In constructing the Equity Portfolio, the Fund seeks to provide investment returns that are substantially similar to the Equity Portfolio Index while limiting the overlap between its investments that reflect constituents of the Equity Portfolio and the underlying constituents of the options in which the Fund invests (the “Options Portfolio”, as described in more detail below) to less than 70% on an ongoing basis in an effort to avoid being subject to the “straddle rules” under federal income tax law (straddle rules, if applicable, may defer losses realized by the Fund and accordingly increase capital gains; see “Tax Risk” below). The Equity Portfolio weightings are determined via an optimization process intended to provide return and risk characteristics that closely track those of the Equity Portfolio Index across key fundamental attributes such as value, growth, size, volatility, and momentum in addition to categorical attributes such as sector and industry. Through this optimization of holdings representing constituents of the Equity Portfolio Index, the Equity Portfolio is not expected to hold each of the constituents of the Equity Portfolio Index and the Fund’s investments that reflect constituents of the Equity Portfolio may be overweight or underweight as compared to the Equity Portfolio Index’s weighting.
The Fund expects that dividends received from its investment in equity securities that comprise the Equity Portfolio will be distributed to shareholders on a quarterly basis.
The Fund may incorporate tax loss harvesting within the Equity Portfolio to maximize realization of losses. Realized losses in the Equity Portfolio may be used to offset realized gains in the portfolio.
The Fund will also systematically sell (write) out-of-the-money call option contracts, based on the Underlying Index, which have an expiration date of approximately two weeks or less. The Fund will sell such call option contracts on the Underlying Index in a notional amount that is equal to or less than the market value of the total portfolio. Because the returns of the Equity Portfolio and of the Underlying Index are expected to be substantially similar, the sale of such call options (which are generally considered to be “uncovered”) may have the impact of reducing average equity market exposure of the Fund and capping potential gains from the Fund’s Equity Portfolio. To seek to offset this embedded directional short equity market exposure in the written call options, the Fund will add incremental long equity market exposure, with an objective of enhancing total return. The incremental long equity market exposure may be achieved through investing in derivatives, including in futures on the Underlying Index or in options on the Underlying Index or the Underlying ETF, including FLEX Options that reference the Underlying Index or Underlying ETF. The amount of the incremental long equity market exposure seeks to match the initial directional market exposure of the call options when they were written. This is intended to allow the Fund to maintain an average target beta of approximately 1.0, whereby “beta” is defined as a measure of a stock’s volatility relative to the overall market. The overall market, such as the S&P 500 Index, has a beta of 1.0 while a stock or portfolio that is more (less) volatile than the market over time has a beta above (below) 1.0. Derivative instruments used by the Fund will be counted toward the Fund’s 80% policy discussed above to the extent they have economic characteristics similar to the securities included within that policy.

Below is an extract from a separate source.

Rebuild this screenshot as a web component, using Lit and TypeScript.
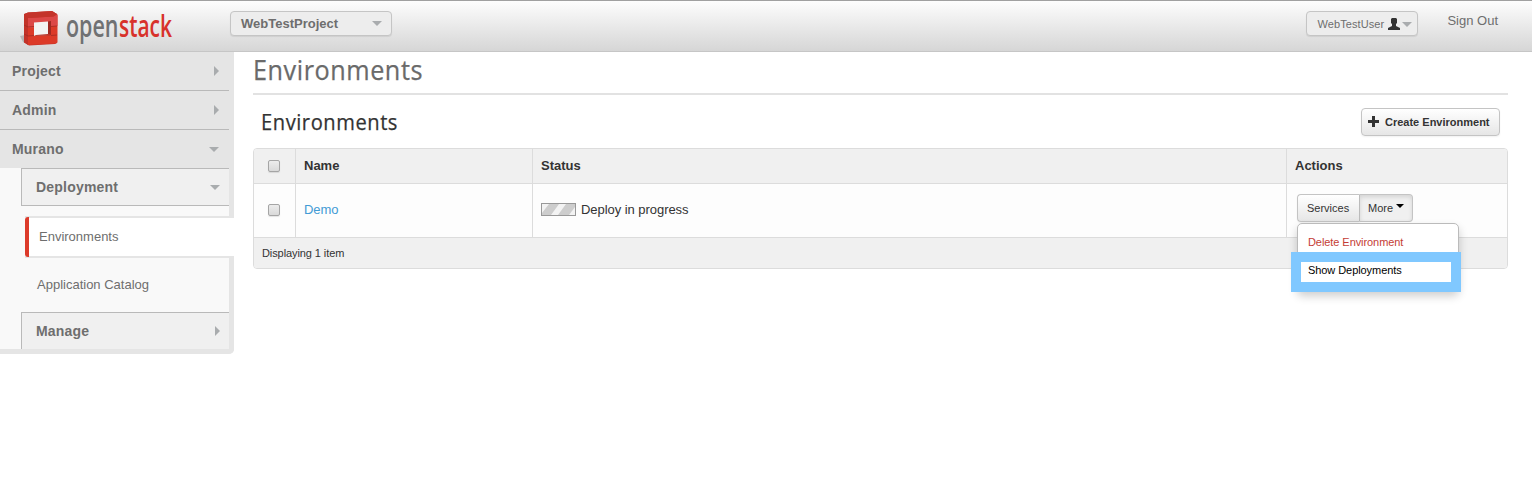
import { LitElement, html, svg, css } from "lit";
import { customElement } from "lit/decorators.js";

@customElement("os-logo")
class OsLogo extends LitElement {
  static styles = css`
    :host { display: block; width: 160px; height: 44px; }
    svg { display: block; overflow: visible; }
    .word { font-family: "Open Sans", sans-serif; font-size: 30px; font-weight: 600; }
    .open { fill: #707173; }
    .stack { fill: #d8322b; }
  `;
  render() {
    return html`<svg width="160" height="44" viewBox="20 5 160 44">
      <path d="M20 36l5-1v8l-2-1z" fill="#8b8b8b" opacity=".5" />
      <path d="M24 14l4-1.500 24-1.500 5 3v29l-2 1-26 1.500-5-3z" fill="#c5332a" />
      <path d="M28 18.500l26-1.500 3.500-2v27.500l-2.500 1-27 1.500z" fill="#dc3a28" />
      <path d="M28 18l25.500-1.500 4-2.500v12l-6 .5-23.500 1.500z" fill="#dc4847" />
      <path d="M24.500 14l3.500-1.500 24-1.500 5 3-3.500 2.500-25 1.500z" fill="#c4342b" />
      <path d="M24 14l4 4v27l-4-3z" fill="#c23329" />
      <path d="M34 22.500l14-1v13.500l-14 1z" fill="#f3f3f3" />
      <path d="M48 21.500l3-.5v14l-3-1z" fill="#9f2a23" />
      <path d="M34 36l2-1 12-1 3 1.500z" fill="#b5352b" />
      <path d="M24 25l4 2 6-.5M24 34l4 2 6-.5M51 26.500l6-.5M51 35.500l6-.5" fill="none" stroke="#a82c23" stroke-width=".9" />
      <text class="word open" x="66" y="36.500" textLength="52.500" lengthAdjust="spacingAndGlyphs">open</text>
      <text class="word stack" x="119" y="36.500" textLength="53" lengthAdjust="spacingAndGlyphs">stack</text>
    </svg>`;
  }
}

@customElement("app-root")
class AppRoot extends LitElement {
  static styles = css`
    :host { display: block; height: 484px; overflow: hidden; background: #fff; color: #333; font: 13px/18px "Liberation Sans", Arial, sans-serif; }
    * { box-sizing: border-box; }
    header { height: 52px; display: flex; align-items: flex-start; border-top: 1px solid #a0a0a0; border-bottom: 1px solid #c6c6c6; background: linear-gradient(#fdfdfd, #d6d6d6); color: #6e6e6e; padding-right: 34px; }
    os-logo { margin: 4px 50px 0 20px; }
    .pick { margin-top: 10px; height: 25px; border: 1px solid #c5c5c5; border-radius: 4px; background: #ededed; display: flex; align-items: center; justify-content: space-between; box-shadow: 0 1px 1px rgba(0,0,0,.08); }
    .project { width: 162px; padding: 0 9px 0 10px; font-weight: bold; }
    .user { width: 112px; margin-left: auto; padding: 1px 5px 0 10px; font-size: 11px; letter-spacing: .1px; }
    .user svg { margin-left: auto; margin-right: 2px; }
    .signout { margin: 11px 0 0 29px; }
    .down { border: 5px solid transparent; border-top-color: #a9acae; border-bottom: 0; }
    .right { border: 5px solid transparent; border-left-color: #a9acae; border-right: 0; }
    .body { display: flex; align-items: flex-start; }
    nav { width: 234px; height: 302px; background: #f9f9f9; border-right: 5px solid #e5e5e5; border-bottom: 5px solid #e5e5e5; border-radius: 0 0 5px 0; color: #6e6e6e; }
    .top, .sub { display: flex; align-items: center; justify-content: space-between; font-weight: bold; font-size: 14px; letter-spacing: .2px; }
    .top { height: 39px; padding: 0 10px 0 12px; background: #e5e5e5; border-bottom: 1px solid #b9b9b9; }
    .top.last { height: 38px; border: 0; }
    .sub { margin-left: 21px; height: 38px; padding: 0 9px 0 14px; background: #f0f0f0; border: 1px solid #b9b9b9; border-right: 0; }
    .active { margin: 10px -5px 0 25px; height: 42px; background: #fff; border-top: 2px solid #e5e5e5; border-bottom: 2px solid #e5e5e5; display: flex; }
    .bar { width: 4px; height: 40px; margin-top: -1px; background: #dc3b2b; border-radius: 3px 0 0 3px; }
    .active span { padding: 10px 0 0 10px; }
    .plain { height: 54px; padding: 18px 0 0 37px; }
    .manage { border-bottom: 0; height: 37px; }
    main { width: 1255px; margin-left: 19px; }
    .title { height: 43px; border-bottom: 2px solid #e2e2e2; }
    .title svg, .caption svg { display: block; overflow: visible; }
    .h { font-family: "Open Sans", sans-serif; }
    .caption { height: 53px; display: flex; justify-content: space-between; padding: 13px 8px 0 8px; }
    h1, h2 { margin: 0; font-weight: normal; }
    .btn { height: 28px; border: 1px solid #c4c4c4; border-radius: 4px; background: linear-gradient(#fff, #e6e6e6); box-shadow: 0 1px 2px rgba(0,0,0,.06); font-size: 11px; display: flex; align-items: center; }
    .create { width: 139px; padding-left: 6px; gap: 6px; font-weight: bold; white-space: nowrap; }
    .create svg { margin-top: -2px; }
    .table { border: 1px solid #dcdcdc; border-radius: 4px; height: 121px; background: #fdfdfd; }
    .row { display: grid; grid-template-columns: 41px 237px 754px 1fr; }
    .row > div { border-left: 1px solid #dcdcdc; padding-left: 8px; display: flex; align-items: center; }
    .row > div:first-child { border-left: 0; padding-left: 14px; }
    .head { height: 34px; background: #f0f0f0; font-weight: bold; border-radius: 3px 3px 0 0; }
    .data { height: 55px; border-top: 1px solid #dcdcdc; border-bottom: 1px solid #dcdcdc; letter-spacing: -.05px; }
    .row.data > div:not(.actions) { padding-bottom: 2px; }
    .foot { height: 30px; background: #f0f0f0; padding: 6px 0 0 8px; font-size: 11px; letter-spacing: -.09px; border-radius: 0 0 3px 3px; }
    .check { width: 12px; height: 12px; border: 1px solid #a5a5a5; border-radius: 2px; background: linear-gradient(#ececec, #d9d9d9); box-shadow: 0 1px 1px rgba(0,0,0,.1); }
    .link { color: #429bd5; }
    .progress { margin-right: 5px; display: block; }
    .row > .actions { position: relative; align-items: flex-start; padding: 10px 0 0 10px; letter-spacing: 0; }
    .services { width: 63px; padding-left: 9px; border-radius: 4px 0 0 4px; border-right-color: #bbb; }
    .more { width: 53px; padding-left: 8px; border-left: 0; border-radius: 0 4px 4px 0; background: #f0f0f0; box-shadow: inset 0 2px 4px rgba(0,0,0,.12); }
    .caret { border: 4px solid transparent; border-top-color: #000; border-bottom: 0; margin: -4px 0 0 3px; }
    .menu { position: absolute; z-index: 2; left: 10px; top: 39px; width: 162px; height: 68px; background: #fff; border: 1px solid #bbb; border-radius: 5px; box-shadow: 0 5px 10px rgba(0,0,0,.2); font-size: 11px; letter-spacing: -.07px; padding: 9px 0 0 10px; color: #c43c35; }
    .highlight { position: absolute; z-index: 3; left: 4px; top: 68px; width: 170px; height: 40px; border: 10px solid #80c8ff; background: #fff; color: #000; font-size: 11px; letter-spacing: -.07px; line-height: 16px; padding-left: 7px; }
  `;

  heading(size: number, width: number, height: number, baseline: number, fill: string) {
    return html`<svg width=${width + 2} height=${height}>${svg`<text class="h" x="0" y=${baseline} font-size=${size} fill=${fill} stroke=${fill} stroke-width=".25" letter-spacing=".6" textLength=${width} lengthAdjust="spacingAndGlyphs">Environments</text>`}</svg>`;
  }

  render() {
    return html`
      <header>
        <os-logo></os-logo>
        <div class="pick project">WebTestProject<i class="down"></i></div>
        <div class="pick user">WebTestUser
          <svg width="12" height="12" viewBox="0 0 12 12"><path d="M4 0h4l1 1v4L8 6v2l4 2v2H0v-2l4-2V6L3 5V1z" fill="#333" /></svg>
          <i class="down"></i></div>
        <div class="signout">Sign Out</div>
      </header>
      <div class="body">
        <nav>
          <div class="top">Project<i class="right"></i></div>
          <div class="top">Admin<i class="right"></i></div>
          <div class="top last">Murano<i class="down"></i></div>
          <div class="sub">Deployment<i class="down"></i></div>
          <div class="active"><div class="bar"></div><span>Environments</span></div>
          <div class="plain">Application Catalog</div>
          <div class="sub manage">Manage<i class="right"></i></div>
        </nav>
        <main>
          <h1 class="title">${this.heading(27.5, 170, 40, 28, "#6a6a6a")}</h1>
          <div class="caption">
            <h2>${this.heading(22, 137, 38, 22, "#333")}</h2>
            <div class="btn create"><svg width="11" height="11"><path d="M4 0h3v4h4v3H7v4H4V7H0V4h4z" fill="#333" /></svg>Create Environment</div>
          </div>
          <div class="table">
            <div class="row head"><div><i class="check"></i></div><div>Name</div><div>Status</div><div>Actions</div></div>
            <div class="row data">
              <div><i class="check"></i></div>
              <div class="link">Demo</div>
              <div><svg class="progress" width="35" height="13"><rect width="35" height="13" fill="#cdcdcd" /><path d="M1 1h7L1 10zM10 12L18 1h7l-8 11zM28 12l6-8v8z" fill="#f3f3f3" /><rect x=".5" y=".5" width="34" height="12" fill="none" stroke="#999" /></svg>Deploy in progress</div>
              <div class="actions">
                <div class="btn services">Services</div>
                <div class="btn more">More<i class="caret"></i></div>
                <div class="menu">Delete Environment</div>
                <div class="highlight">Show Deployments</div>
              </div>
            </div>
            <div class="foot">Displaying 1 item</div>
          </div>
        </main>
      </div>`;
  }
}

In general, an option contract is an agreement between a buyer and a seller that gives the purchaser of the option the right to purchase (in the case of a call option) or sell (in the case of a put option) the underlying asset (or deliver cash equal to the change in value of an underlying asset or index) at a specified price (“strike price”) within a specified time period or at a specified future date. Selling a call option entitles the seller to a premium equal to the value of the option at the time of the trade. In the event the underlying asset declines in value, the value of a call option will generally decrease (and may end up worthless). Conversely, in the event the underlying asset appreciates in value, the value of a call option will generally increase. FLEX Options are customizable exchange-traded option contracts guaranteed for settlement by the Options Clearing Corporation (the “OCC”). Option terms that can be customized include exercise price, exercise styles, and expiration dates.

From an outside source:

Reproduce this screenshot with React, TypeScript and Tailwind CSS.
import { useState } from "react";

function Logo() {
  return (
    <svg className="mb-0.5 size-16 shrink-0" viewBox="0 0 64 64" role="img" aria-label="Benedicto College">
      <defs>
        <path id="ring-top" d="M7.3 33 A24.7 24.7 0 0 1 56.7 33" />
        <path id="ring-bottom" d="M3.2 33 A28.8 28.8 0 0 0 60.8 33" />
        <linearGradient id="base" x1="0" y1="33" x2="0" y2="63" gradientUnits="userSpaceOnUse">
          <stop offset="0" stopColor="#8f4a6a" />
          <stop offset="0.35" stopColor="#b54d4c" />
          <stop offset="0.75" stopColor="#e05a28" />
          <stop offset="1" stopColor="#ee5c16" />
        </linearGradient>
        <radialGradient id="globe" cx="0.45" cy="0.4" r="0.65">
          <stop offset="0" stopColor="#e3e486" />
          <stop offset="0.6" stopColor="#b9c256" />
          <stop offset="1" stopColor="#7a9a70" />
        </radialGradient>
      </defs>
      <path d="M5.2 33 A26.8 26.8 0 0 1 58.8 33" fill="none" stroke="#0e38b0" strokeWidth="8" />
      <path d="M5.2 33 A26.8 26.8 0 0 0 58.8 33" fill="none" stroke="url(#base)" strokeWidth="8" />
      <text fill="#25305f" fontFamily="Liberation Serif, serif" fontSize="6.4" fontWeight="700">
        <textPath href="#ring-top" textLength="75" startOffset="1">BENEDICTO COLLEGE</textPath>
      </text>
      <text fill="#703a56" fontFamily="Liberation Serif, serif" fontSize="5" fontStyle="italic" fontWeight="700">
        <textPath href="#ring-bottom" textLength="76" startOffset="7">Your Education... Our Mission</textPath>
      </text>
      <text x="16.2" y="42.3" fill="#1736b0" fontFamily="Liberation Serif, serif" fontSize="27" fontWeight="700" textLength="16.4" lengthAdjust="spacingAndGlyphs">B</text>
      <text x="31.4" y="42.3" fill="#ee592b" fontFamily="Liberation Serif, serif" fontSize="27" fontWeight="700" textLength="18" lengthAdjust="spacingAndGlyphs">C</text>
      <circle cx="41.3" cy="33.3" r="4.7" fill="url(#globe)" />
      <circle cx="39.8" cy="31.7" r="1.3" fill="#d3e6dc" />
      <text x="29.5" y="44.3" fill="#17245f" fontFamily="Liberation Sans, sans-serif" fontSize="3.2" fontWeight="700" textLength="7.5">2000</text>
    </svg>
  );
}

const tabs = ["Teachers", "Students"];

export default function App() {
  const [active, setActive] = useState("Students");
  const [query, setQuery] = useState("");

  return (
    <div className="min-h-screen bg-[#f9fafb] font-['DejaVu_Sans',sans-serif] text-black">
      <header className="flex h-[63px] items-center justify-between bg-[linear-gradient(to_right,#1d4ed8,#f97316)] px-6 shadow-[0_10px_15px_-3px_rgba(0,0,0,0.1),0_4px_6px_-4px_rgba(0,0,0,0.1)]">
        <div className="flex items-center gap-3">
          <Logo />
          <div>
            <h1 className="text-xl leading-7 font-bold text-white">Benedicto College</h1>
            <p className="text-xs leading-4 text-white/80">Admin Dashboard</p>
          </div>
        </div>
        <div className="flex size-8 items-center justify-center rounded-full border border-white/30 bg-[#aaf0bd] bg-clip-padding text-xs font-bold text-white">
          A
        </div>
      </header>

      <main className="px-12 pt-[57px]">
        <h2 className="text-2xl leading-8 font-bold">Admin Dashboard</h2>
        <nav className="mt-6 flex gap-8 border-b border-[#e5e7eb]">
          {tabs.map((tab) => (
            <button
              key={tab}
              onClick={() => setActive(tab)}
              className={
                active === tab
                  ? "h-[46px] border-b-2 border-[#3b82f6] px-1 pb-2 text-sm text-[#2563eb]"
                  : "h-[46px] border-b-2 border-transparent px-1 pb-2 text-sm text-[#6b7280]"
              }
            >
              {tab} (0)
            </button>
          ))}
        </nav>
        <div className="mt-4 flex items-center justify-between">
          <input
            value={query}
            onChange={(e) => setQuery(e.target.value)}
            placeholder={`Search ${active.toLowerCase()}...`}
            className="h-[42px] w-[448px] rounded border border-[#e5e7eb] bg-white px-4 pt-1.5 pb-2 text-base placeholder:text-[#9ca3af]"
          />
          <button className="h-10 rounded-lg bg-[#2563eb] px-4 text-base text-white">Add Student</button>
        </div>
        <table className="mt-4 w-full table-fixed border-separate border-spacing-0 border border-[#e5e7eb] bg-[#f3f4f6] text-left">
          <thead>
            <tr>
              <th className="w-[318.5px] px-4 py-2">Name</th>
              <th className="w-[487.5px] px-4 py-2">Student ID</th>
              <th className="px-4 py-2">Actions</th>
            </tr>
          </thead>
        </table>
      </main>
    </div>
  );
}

A call option is considered “out-of-the-money” when the strike price of the option exceeds the current price of the underlying asset. By selling call options, the Fund will receive premiums but will give up the opportunity to benefit from potential increases in the value of the Underlying Index above the exercise prices of such options. As a result of writing call options, the Fund may forgo performance in market environments with significant equity market appreciation in which the Underlying Index exceeds the strike price of the written call option. However, the Sub-Adviser will seek to “ladder” the Fund’s written call option positions to mitigate this risk. “Laddering” is an investment technique that utilizes multiple option positions over multiple expiration dates to reduce the concentration risk of a concentrated exposure to a single option expiration and to create more opportunities to roll option positions (i.e., one option position expires and a new option position is opened in the same underlying security) during extended periods of market appreciation. In this regard, the Sub-Adviser expects to write more frequent, short-dated call options with one to two-week expirations in tranches with such expirations being staggered approximately every two to four trading days. The Sub-Adviser believes that this may provide the opportunity for a more diversified options portfolio with more consistent greater upside appreciation profile compared to a written call option portfolio with a single position.

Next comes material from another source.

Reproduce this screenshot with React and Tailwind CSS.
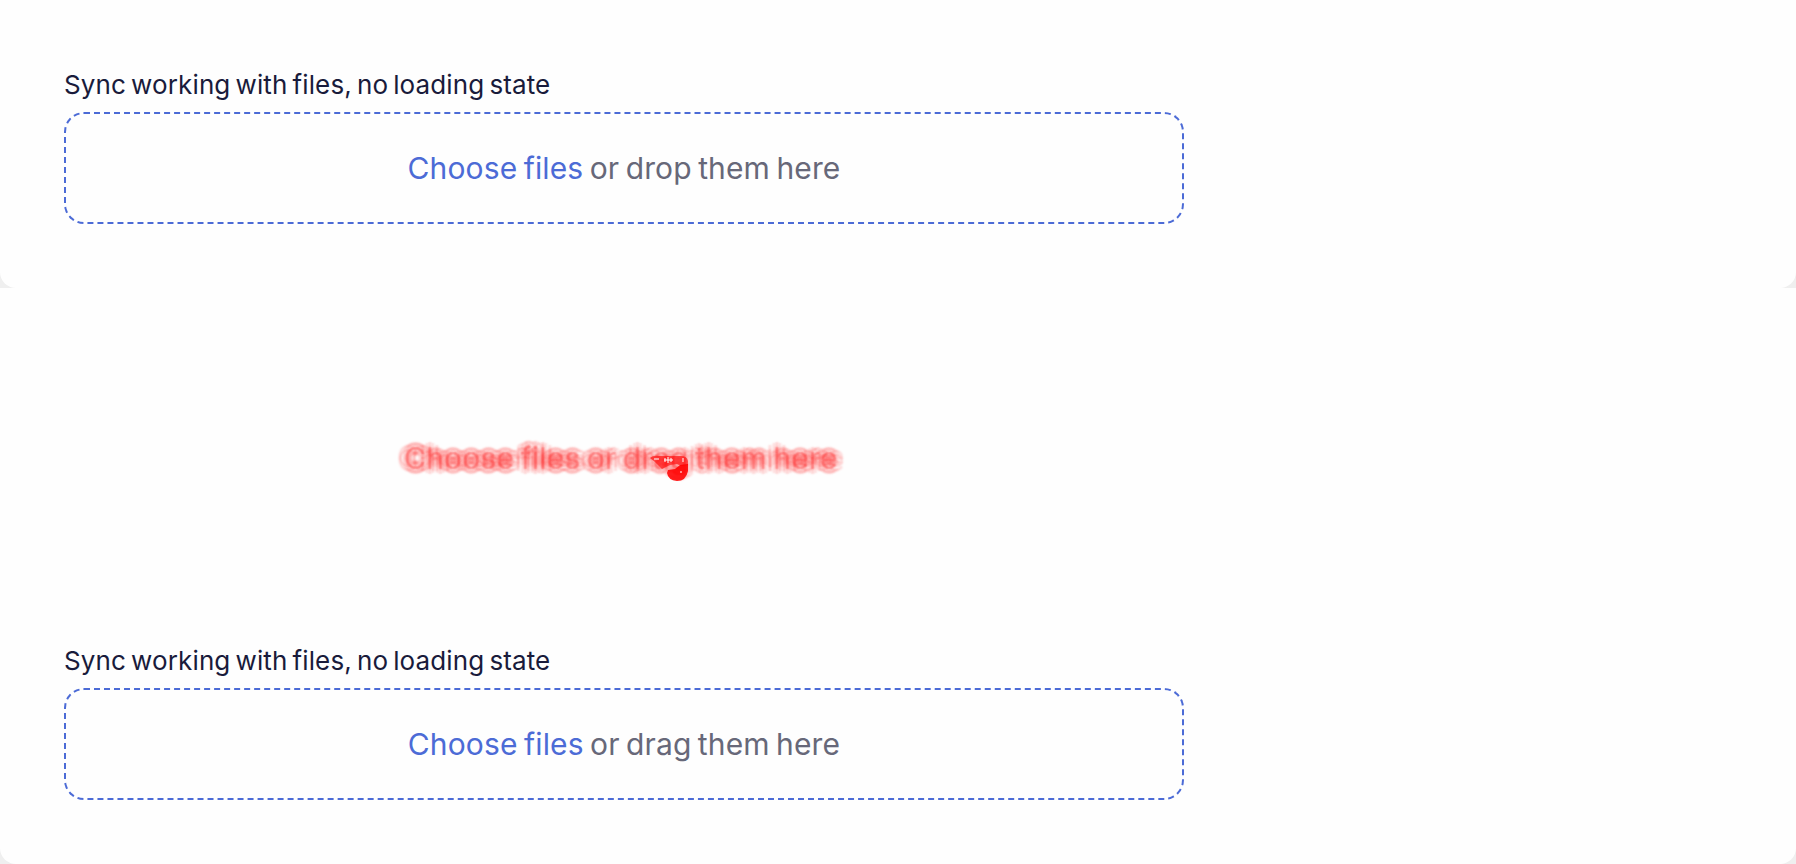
const spread = {
  textShadow: [
    [-8, -2, 0.16], [-8, 2, 0.16],
    [-4, -4, 0.15], [-4, 4, 0.15],
    [-1, -5, 0.2], [-1, 0, 0.5], [-1, 5, 0.2],
    [2, -4, 0.15], [2, 4, 0.15],
    [6, -2, 0.16], [6, 2, 0.16],
  ]
    .map(([x, y, alpha]) => `${x}px ${y}px 2px rgba(255,40,40,${alpha})`)
    .join(', '),
};

function Panel({ action }) {
  return (
    <section className="h-[288px] overflow-hidden bg-[#efefef]">
      <div className="h-full rounded-b-[16px] bg-[#fefefe] px-16 pt-[66px]">
        <p className="h-[46px] whitespace-nowrap text-[26px] leading-[38px] tracking-[0.13px] [word-spacing:-2.4px] text-[#191b3b]">
          Sync working with files, no loading state
        </p>
        <div className="flex h-[112px] w-[1120px] items-center justify-center rounded-[20px] border-2 border-dashed border-[#4c6bd6]">
          <p className="whitespace-nowrap text-[30px] leading-[40px] tracking-[0.14px] [word-spacing:-2.2px] text-[#676879]">
            <span className="text-[#4c6bd6]">Choose files</span> or {action} them here
          </p>
        </div>
      </div>
    </section>
  );
}

function Difference() {
  return (
    <section className="flex h-[288px] bg-[#fefefe] pl-[405px] pt-[150px]">
      <p
        className="h-10 whitespace-nowrap text-[30px] leading-[40px] tracking-[0.22px] [word-spacing:-2.4px] text-transparent"
        style={spread}
      >
        Choose files or dr
        <span className="relative">
          ag
          <svg className="absolute left-[-4px] top-[14px]" width="40" height="28" viewBox="0 0 40 28" fill="none">
            <path d="M0 4Q3 1 9 2L18 2H31Q37 2 38 7V11L31 12L27 10L20 11L12 15L5 8Z" fill="#f00" fillOpacity=".6" />
            <path d="M18 16L25 15L30 11L38 10V17Q36 27 27 27Q18 26 17 19Z" fill="#f00" fillOpacity=".88" />
            <path d="M4 5h5M15 4v4M18 3v6M21 4v4M14 6h9M33 4v4M30 18h2" stroke="#fff" />
          </svg>
        </span>{' '}
        them here
      </p>
    </section>
  );
}

export default function App() {
  return (
    <main className="h-[864px] w-[1796px] overflow-hidden bg-[#fefefe] font-['Inter',sans-serif]">
      <Panel action="drop" />
      <Difference />
      <Panel action="drag" />
    </main>
  );
}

The Fund will also incorporate a risk management strategy implemented through the purchase of put options on the Underlying Index, which is intended to partially hedge the Fund’s exposure to equity market losses. Rather than seek to hedge the Fund’s exposure to absolute equity market loss (that is, to result in portfolio losses that are less than the losses of the Underlying Index), the objective of the risk management strategy is to seek to prevent against portfolio losses that exceed the losses of the Underlying Index during periods of significant declines in the Underlying Index.